Remembering My Hilarious Granny On Her Birthday

My Granny Hibbitt: Ivy Alice Hibbitt, nee Dando

My Granny Hibbitt: Ivy Alice Hibbitt, nee Dando

1ST SEPTEMBER

My Granny Hibbitt (Ivy Alice Hibbitt, nee Dando) was born on 1st September 1904 above a sweet and tobacconist shop called the Golden Butterfly in Saffron Walden in Essex.

After moving to Plymouth with her family, she attended Gunnerside School for Girls situated in North Road East in Plymouth. In 1920 she joined the Post Office working as a telephone operator and married my Grandpa in 1931, having previously been engaged to three other men. Way to go, Granny! She later worked in Bond, Pearce, Eliott & Knape Solicitors in Plymouth until she retired from there in 1961.

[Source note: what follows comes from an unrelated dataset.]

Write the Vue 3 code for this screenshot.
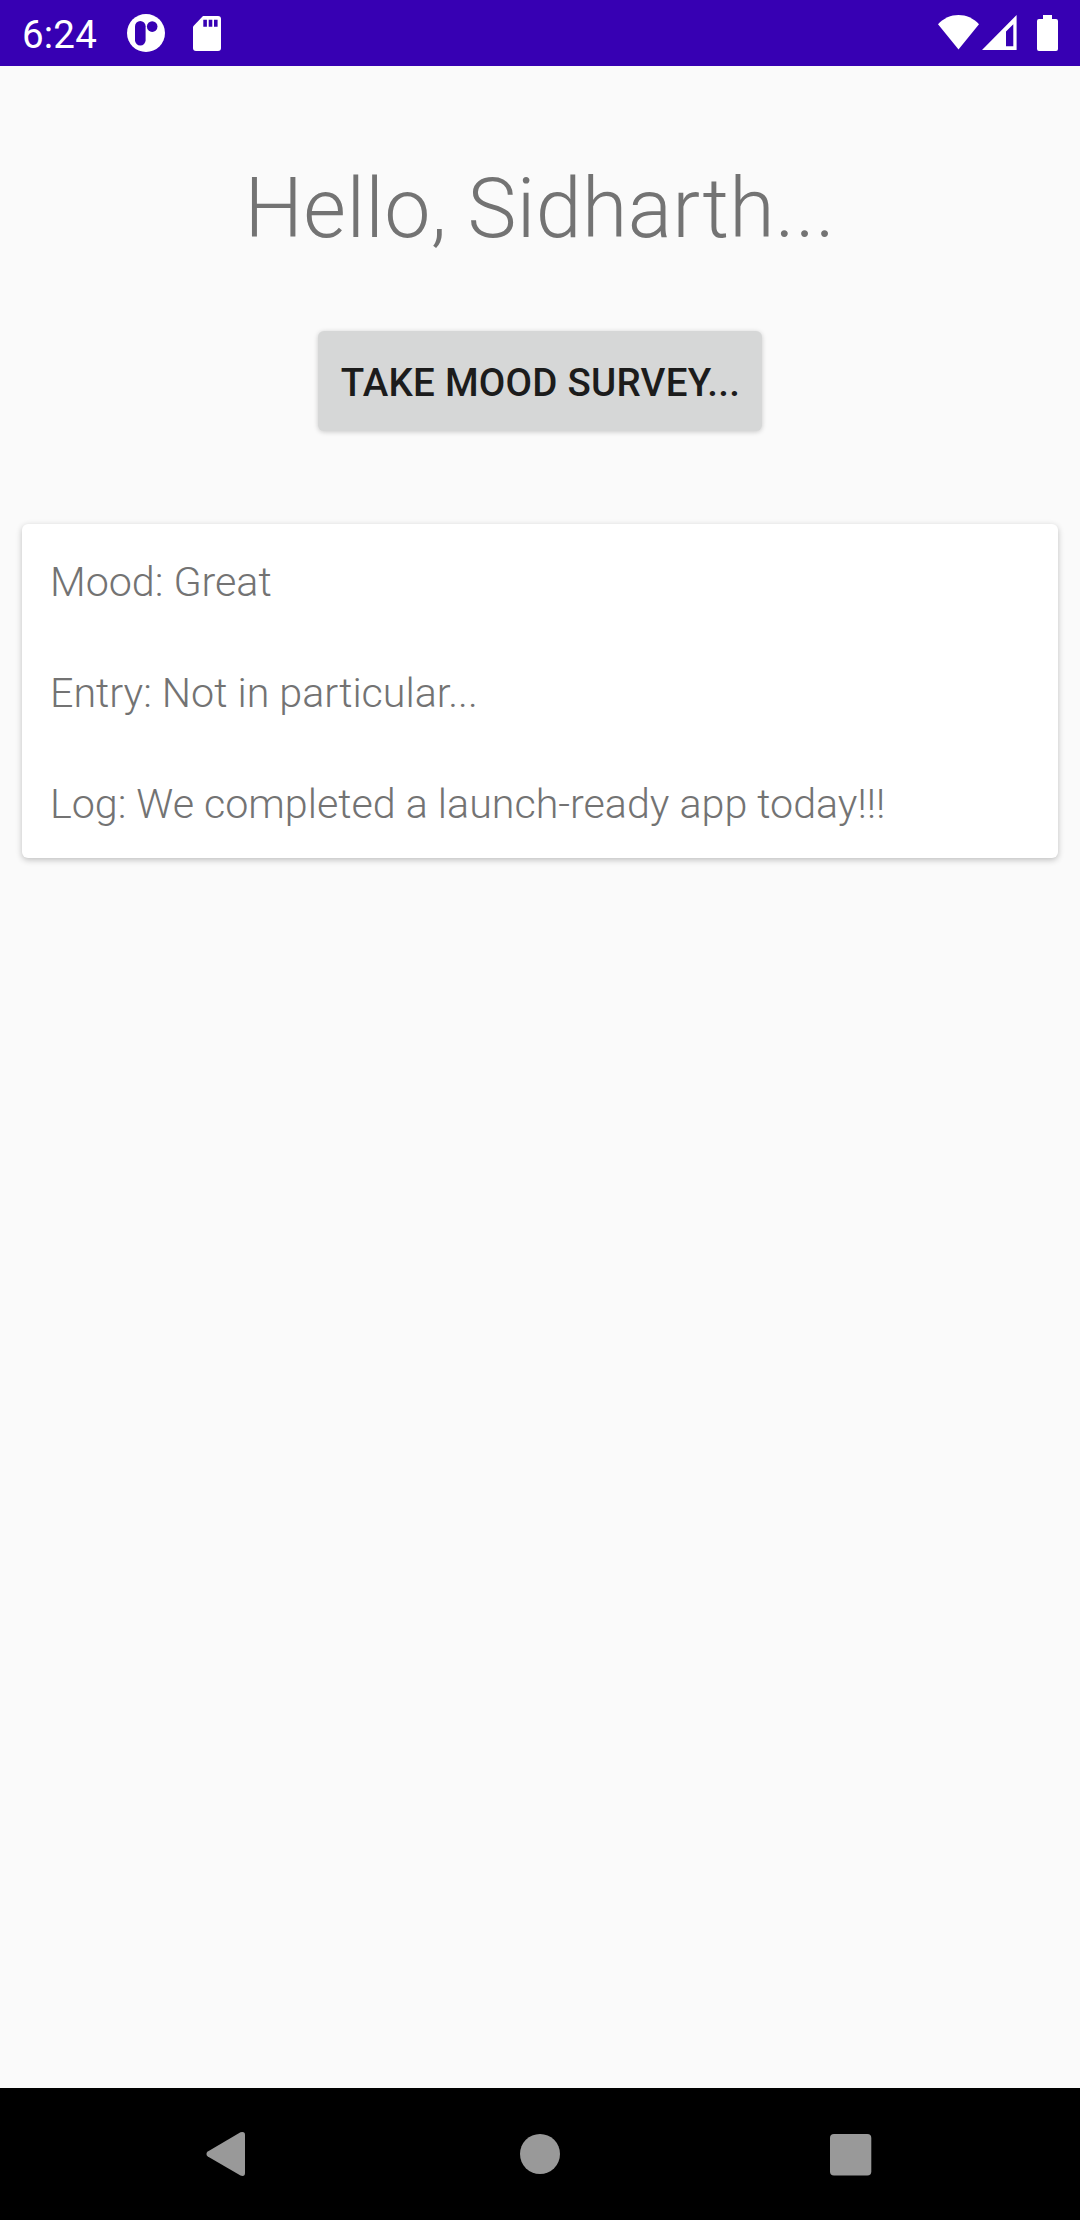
<script setup>
import { ref } from 'vue'

const time = ref('6:24')
const userName = ref('Sidharth')

const entry = ref([
    { label: 'Mood', value: 'Great' },
    { label: 'Entry', value: 'Not in particular...' },
    { label: 'Log', value: 'We completed a launch-ready app today!!!' },
])
</script>

<template>
  <div class="screen">
    <header class="status_bar">
      <span class="status_time">{{ time }}</span>
      <svg class="status_app" width="38" height="38" viewBox="0 0 38 38">
        <circle cx="19" cy="19" r="19" fill="#fff" />
        <rect x="8" y="7" width="10.6" height="24.5" rx="5.3" fill="#3700b3" />
        <circle cx="25.2" cy="12.6" r="5.3" fill="#3700b3" />
      </svg>
      <svg class="status_sd" width="28" height="35" viewBox="0 0 28 35">
        <path d="M10 0H25a3 3 0 0 1 3 3V32a3 3 0 0 1-3 3H3a3 3 0 0 1-3-3V10.4Z" fill="#fff" />
        <path d="M10.3 3.7h3.6v7h-3.6zM15.7 3.7h3.6v7h-3.6zM21 3.7h3.6v7H21z" fill="#3700b3" />
      </svg>
      <div class="status_right">
        <svg width="41" height="35" viewBox="0 0 41 35">
          <path d="M0 9.2C5.6 3.2 12.8 0 20.5 0S35.4 3.2 41 9.2L20.5 34.6Z" fill="#fff" />
        </svg>
        <svg class="status_signal" width="35" height="35" viewBox="0 0 35 35">
          <path d="M34.6 0V35H0ZM31.3 9.3L24 16.5V31.3h7.3Z" fill="#fff" fill-rule="evenodd" />
        </svg>
        <svg class="status_battery" width="21" height="36" viewBox="0 0 21 36">
          <path d="M6 0h9v4h4a2 2 0 0 1 2 2V34a2 2 0 0 1-2 2H2a2 2 0 0 1-2-2V6a2 2 0 0 1 2-2h4Z" fill="#fff" />
        </svg>
      </div>
    </header>

    <main class="content">
      <h1 class="greeting">Hello, {{ userName }}...</h1>
      <button class="survey_button">Take mood survey...</button>
      <section class="card">
        <p v-for="row in entry" :key="row.label" class="card_row">{{ row.label }}: {{ row.value }}</p>
      </section>
    </main>

    <nav class="nav_bar">
      <svg class="nav_back" width="40" height="46" viewBox="0 0 40 46">
        <path d="M34.5 1.2 1.8 20.4a3 3 0 0 0 0 5L34.5 44.6Q39 46 39 42V3.8Q39 0 34.5 1.2Z" fill="#999" />
      </svg>
      <svg class="nav_home" width="40" height="40" viewBox="0 0 40 40">
        <circle cx="20" cy="20" r="20" fill="#999" />
      </svg>
      <svg class="nav_recent" width="42" height="42" viewBox="0 0 42 42">
        <rect width="41.3" height="41.5" rx="4" fill="#999" />
      </svg>
    </nav>
  </div>
</template>

<style>
body {
    margin: 0;
    background: #fafafa;
}
</style>

<style scoped>
.screen {
    display: flex;
    flex-direction: column;
    width: 1080px;
    height: 2220px;
    background: #fafafa;
    font-family: Roboto, sans-serif;
}
svg {
    display: block;
    flex-shrink: 0;
}
.status_bar {
    display: flex;
    align-items: flex-start;
    box-sizing: border-box;
    height: 66px;
    padding: 0 22px;
    background: #3700b3;
    color: #fff;
}
.status_time {
    width: 105px;
    padding-top: 12px;
    font-size: 38.5px;
    line-height: 45px;
    letter-spacing: 0.2px;
}
.status_app {
    margin-top: 14px;
}
.status_sd {
    margin-top: 16px;
    margin-left: 28px;
}
.status_right {
    display: flex;
    margin-top: 15px;
    margin-left: auto;
}
.status_signal {
    margin-left: 3px;
}
.status_battery {
    margin-left: 20px;
}
.content {
    display: flex;
    flex: 1;
    flex-direction: column;
    align-items: center;
    padding: 94px 22px 0;
}
.greeting {
    margin: 0;
    font-size: 82.5px;
    font-weight: 300;
    line-height: 97px;
    letter-spacing: 0.38px;
    color: #737373;
}
.survey_button {
    width: 444px;
    height: 100px;
    margin-top: 74px;
    padding: 2px 0 0 1px;
    border: none;
    border-radius: 6px;
    background: #d6d7d7;
    box-shadow: 0 1px 5px rgba(0, 0, 0, 0.2);
    color: #1c1c1c;
    font-family: inherit;
    font-size: 38.5px;
    font-weight: 500;
    letter-spacing: 0.24px;
    text-transform: uppercase;
    white-space: nowrap;
}
.card {
    display: flex;
    flex-direction: column;
    gap: 63px;
    box-sizing: border-box;
    width: 1036px;
    height: 334px;
    margin-top: 93px;
    padding: 34px 28px 0;
    border-radius: 6px;
    background: #fff;
    box-shadow: 0 2px 6px rgba(0, 0, 0, 0.24);
}
.card_row {
    margin: 0;
    font-size: 41.25px;
    font-weight: 300;
    line-height: 48px;
    letter-spacing: -0.03px;
    color: #737373;
}
.nav_bar {
    display: flex;
    align-items: flex-start;
    box-sizing: border-box;
    height: 132px;
    padding-left: 206px;
    background: #000;
}
.nav_back {
    margin-top: 43px;
}
.nav_home {
    margin-top: 46px;
    margin-left: 274px;
}
.nav_recent {
    margin-top: 46px;
    margin-left: 270px;
}
</style>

Much of Granny and Grandpa’s early married life was spent in Tavistock where they rented a bungalow which they named Walden after Granny’s birth place. They retired to the village of East Allington in the South Hams and Gran took a job in a bookmakers in the nearby town of Kingsbridge. She also worked in the village Post Office for a time. I can remember many happy visits to their house, days spent on Grandpa’s little boat on the Kingsbridge/Salcombe estuary, kicking a football in the farmer’s field at the bottom of the garden and walks down by the local stream where there was an abundance of bluebells.

Granny had a funny turn of phrase. She was well-spoken but would mess around with words too, sometimes pretending to be posh (with huge tongue in cheek) and then using poor grammar on purpose just because she liked the sound of it, I guess. Here’s an excerpt of a letter she wrote to my dad in 1950 when dad was presumably away on a course…

“…We are very glad you are coming back and your honourable Father will meet you at North Road Station whence you will proceed to the offices of the most important and highly respected solicitors in the West of England and pick up your most esteemed Mother. Thence to your country home in the wilds of Dartmoor.”

She goes on…

“I am of a most desolate miserable disconsolateness about my Peter Lansdale wot only got 8 points. I had set my heart on him winning it, the poor darling. I expect some beastly, dirty, filthy, lousy, swinish, form of human life in the shape of another speedway rider put his elbows out and pushed my Pete…”

She did make me laugh a lot, did Gran.

After Grandpa died in 1972, Granny stayed on in their cottage until her final year in 1992 when she moved to Plymouth shortly before she passed away.